Finally finished a swim!

Dear reader(s), you know if you’ve read my infrequent blog posts this summer, that I’ve not had a successful swim season. From lack of preparedness to real life interfering with my swim schedule, I’ve not had much luck this year. In fact, until today, every race I entered I DNF’d. That’s not good.

But today I took part in the Swim for the Potomac. This swim is put on by WaveOne Swimming, a group of OW lovers who years ago decided to bring OW swimming to the National Capital Region. Besides the Atlantic Ocean, there was nowhere legal to swim OW in the DC area. They went through the pain of getting permissions for swims in the Potomac, and are trying to bring awareness to OW swimming in this area, especially in the Potomac. Denis Crean is the mastermind behind this organization, and no slouch himself. He’s also the OW chair of my local masters swimming committee.

Alert readers will by now have figured out that this was the swim last year that I didn’t finish, the 10K that became a 8.75K. So this year I decided to go for something I knew I could finish. No, not the 5K. Even that I wasn’t sure of, after my pathetic attempts this year (DNFs in Tampa Bay and Ocean City) and what with my practically zero swimming all summer. (I only swam 58.6 miles between Memorial Day and Labor Day, and most of that was in June and the first half of July. Yes I know that sucks.) So I signed up for the 3K. I had swum that much in practice a week or so ago, so I figured I’d just swim it slowly and finish. Plus, my girls were doing the 500m, so I definitely wanted to finish for them.

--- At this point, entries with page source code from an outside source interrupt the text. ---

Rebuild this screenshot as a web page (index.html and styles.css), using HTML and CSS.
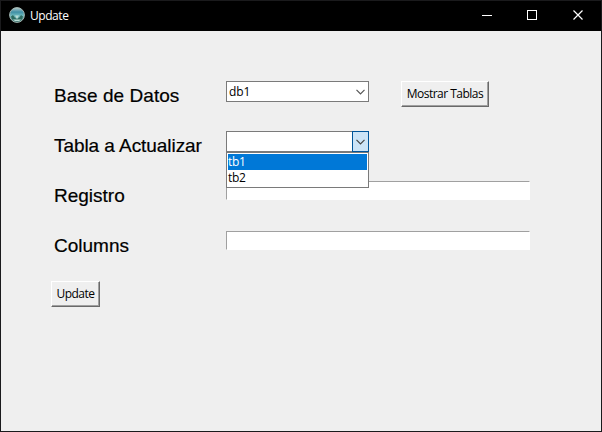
FILE: index.html
```html
<!DOCTYPE html>
<html lang="es">
<head>
<meta charset="utf-8">
<title>Update</title>
<link rel="stylesheet" href="styles.css">
</head>
<body>
<div class="window">
  <header class="titlebar">
    <svg class="logo" width="16" height="16" viewBox="0 0 16 16">
      <defs><linearGradient id="sky" x1="0" y1="0" x2="0" y2="1"><stop offset="0" stop-color="#b5c9c8"/><stop offset=".3" stop-color="#3f8fa5"/><stop offset=".55" stop-color="#6fb9bd"/><stop offset="1" stop-color="#2d6560"/></linearGradient></defs>
      <circle cx="8" cy="8" r="7.4" fill="url(#sky)" stroke="#a3b5b0" stroke-width="1"/>
      <path d="M2 9.500l2-1.500 2 3 2 1 2-1 2-3 2 1.500-1 2.500-2 1H5l-2-1z" fill="#2c6a5e"/>
      <path d="M6 8.500h4l-1 2-1 1.500-1-1.500zM4 12.500h8l-2 1.500H6z" fill="#b9ddd5"/>
    </svg>
    <span class="title">Update</span>
    <div class="controls">
      <svg width="46" height="30" viewBox="0 0 46 30"><path d="M19 14.500h10" stroke="#fff"/></svg>
      <svg width="46" height="30" viewBox="0 0 46 30"><rect x="18.500" y="9.500" width="9" height="9" fill="none" stroke="#fff"/></svg>
      <svg width="46" height="30" viewBox="0 0 46 30"><path d="M18.500 9.500l9 9m0-9l-9 9" stroke="#fff" stroke-width="1.200"/></svg>
    </div>
  </header>
  <main class="form">
    <div class="row">
      <label class="label base">Base de Datos</label>
      <div class="combo"><span class="value">db1</span><span class="arrow"><svg width="9" height="6" viewBox="0 0 9 6"><path d="M.5.800l4 4 4-4" fill="none" stroke="#555" stroke-width="1.200"/></svg></span></div>
      <button class="button show">Mostrar Tablas</button>
    </div>
    <div class="row">
      <label class="label tabla">Tabla a Actualizar</label>
      <div class="combo">
        <span class="value"></span><span class="arrow active"><svg width="9" height="6" viewBox="0 0 9 6"><path d="M.5.800l4 4 4-4" fill="none" stroke="#444" stroke-width="1.200"/></svg></span>
        <div class="menu"><div class="option selected">tb1</div><div class="option">tb2</div></div>
      </div>
    </div>
    <div class="row"><label class="label">Registro</label><div class="entry"></div></div>
    <div class="row"><label class="label">Columns</label><div class="entry"></div></div>
    <button class="button update">Update</button>
  </main>
</div>
</body>
</html>
```
FILE: styles.css
```css
* { box-sizing: border-box; }
body { margin: 0; font: 12px/16px "Open Sans", "Noto Sans", sans-serif; color: #000; }
.window { width: 602px; height: 432px; border: 1px solid #1a1a1c; background: #efefef; overflow: hidden; }
.titlebar { display: flex; height: 30px; background: #000; color: #fff; padding-left: 8px; }
.logo { margin-top: 6px; }
.title { margin: 7px 0 0 5px; letter-spacing: -.45px; }
.controls { display: flex; margin-left: auto; }
.controls svg { display: block; }
.form { padding: 50px 0 0 50px; }
.row { display: flex; align-items: flex-start; height: 50px; }
.label { width: 175px; padding: 4px 0 0 3px; font: 19px/22px "Liberation Sans", Arial, sans-serif; white-space: nowrap; -webkit-text-stroke: .2px #000; }
.base { letter-spacing: .06px; }
.tabla { letter-spacing: -.06px; }
.combo { position: relative; display: flex; width: 143px; height: 21px; border: 1px solid #7a7a7a; background: #fff; }
.value { flex: 1; padding: 2px 0 0 2px; letter-spacing: -.1px; }
.arrow { display: flex; align-items: center; justify-content: center; width: 17px; margin: -1px; height: 21px; }
.arrow.active { background: #cce4f7; border: 1px solid #005499; }
.menu { position: absolute; z-index: 1; left: -1px; top: 20px; width: 143px; height: 36px; padding: 1px 1px 0; border: 1px solid #7a7a7a; background: #fff; }
.option { height: 16px; line-height: 16px; letter-spacing: -.3px; }
.option.selected { background: #0078d7; color: #fff; }
.entry { width: 304px; height: 19px; border: 1px solid #fff; border-top-color: #a0a0a0; border-left-color: #a0a0a0; background: #fff; }
.button { display: flex; align-items: center; justify-content: center; height: 26px; padding: 0; border: 1px solid; border-color: #fff #696969 #696969 #fff; background: #efefef; color: #000; font: inherit; white-space: nowrap; box-shadow: inset -1px -1px #a0a0a0; }
.show { width: 88px; margin-left: 32px; letter-spacing: -.52px; }
.update { width: 49px; letter-spacing: -.5px; }
```
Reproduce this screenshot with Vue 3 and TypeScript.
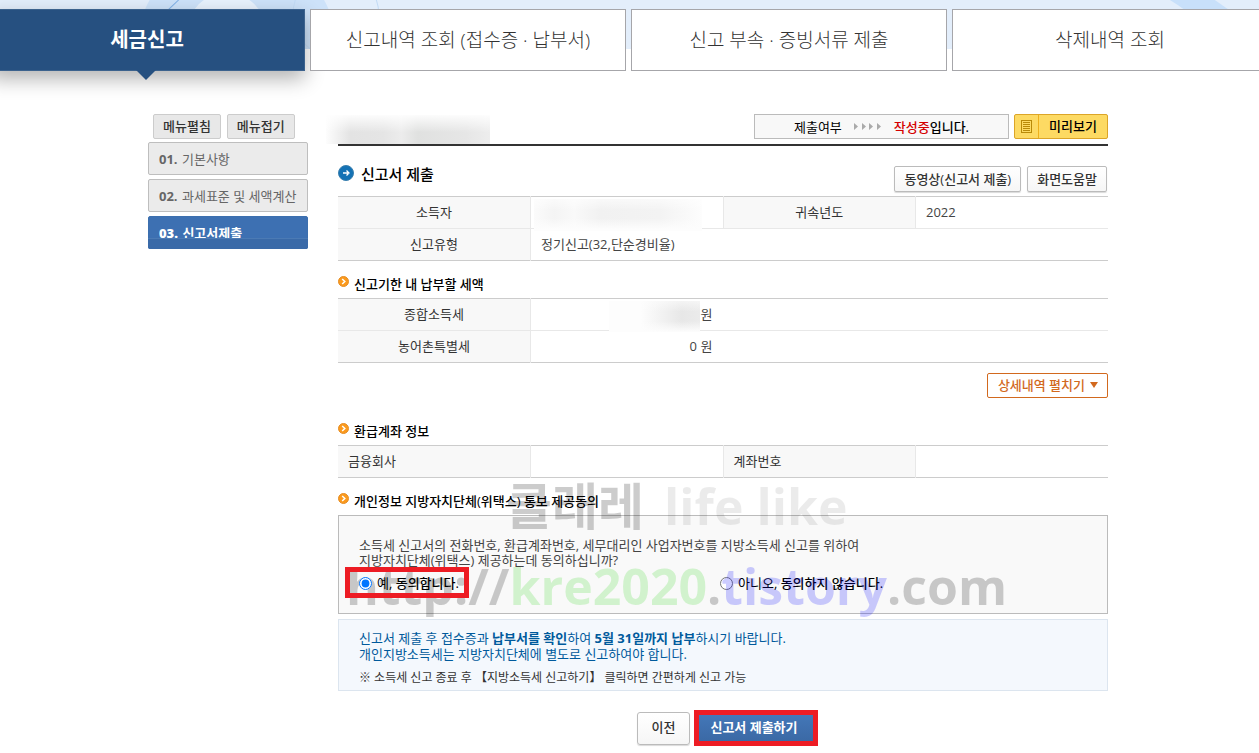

Wow was I wrong. I felt so good, I should have done the 5K. The 3K flew by, except for the middle of the second lap, which I’ll explain in a minute. Anyway, I felt great and was really able to put the pedal to the metal, sts. I’d love to give you a map of my swim from my Garmin, which I did remember to bring and did remember to start and even press laps. But for some reason, our new Windows 8 computer is not cooperating with the Garmin, so the map will have to wait.

So, I let all the giggling high school and middle school kids clog the start area while me and the rest of the adults hung out to the sides and back. The gun went off and boom, we swam. Wasn’t long before the kids sprinted forward, but I must say I held my own with some wetsuit-clad (don’t judge them! the water was only 76 degrees) men, even bumping one particular guy who couldn’t swim straight. And yes, dear reader(s), I actually swam pretty straight. Little to no correction needed between sightings. I was so proud. (Another reason I’d like to get the map uploaded.)

Lap one of three finished, I pressed the lap button and started stretching out and getting into my groove. On leg 2 of lap 2 I started picking up the pace, realizing that I’m doing just fine and have no reason to save anything for later. In the middle of leg 3 I noticed whom I thought was one of the high school girls just treading water with her goggles off. Then I heard, “Dad!” There was my 10-year old, way off course from the 500 she was doing, wondering where she was. Poor thing finished her first 250m lap and then started following other green-cap clad swimmers until she realized she was doing the 1000m loop that we 3K swimmers were doing! She was freaking out a little, not knowing how to get back. I pointed her to the end of the pier and told her to swim there until she got to the finish line. Thankfully, a volunteer kayaker (thank you all!) came by and said he’d escort back to her course. I wish I had a GPS on her, because she did a full 250m loop then almost an entire 1000m loop, and she only signed up for the 500m race! Poor thing came in last, but she did do more than twice what all her competitors did. At the end I asked her why she didn’t just follow her sister, my almost-14-year old. “She was going too slowly, Dad!”  Sure enough, the older daughter told me, “We got in the water and started and boom, Lucy was gone!”

So I finished lap 2 and then decided to pick it up for lap 3. I wish I could tell you the time. Maybe when Garmin Support responds to my email. Regardless, lap 3 felt great and again I was navigating way better than I normally do. Around buoy 2 I started picking up the pace, and around 3 heading home I put my head down (sts) and really pushed. As I got to the pier a bunch of people, non-family people even!, were cheering loudly for me to swim faster. Then three of those 5K kids swam by me. Oh! That explains it. Well, it helped me nonetheless. I pulled in and turned the Garmin off.

So, my final time of 58 minutes and some change includes a few minutes calming my daughter down, which is okay with me. I felt so bad for her; she said she doesn’t want to swim this race next year! So, I have a year to change your mind, is what you’re telling me?  (The girl just started competitive swimming summer of 2012. Within a couple swim meets, she’s started destroying me. Her LCM 50 back is :41.78; 50 fly 41:98; 100 free 1:16.98!)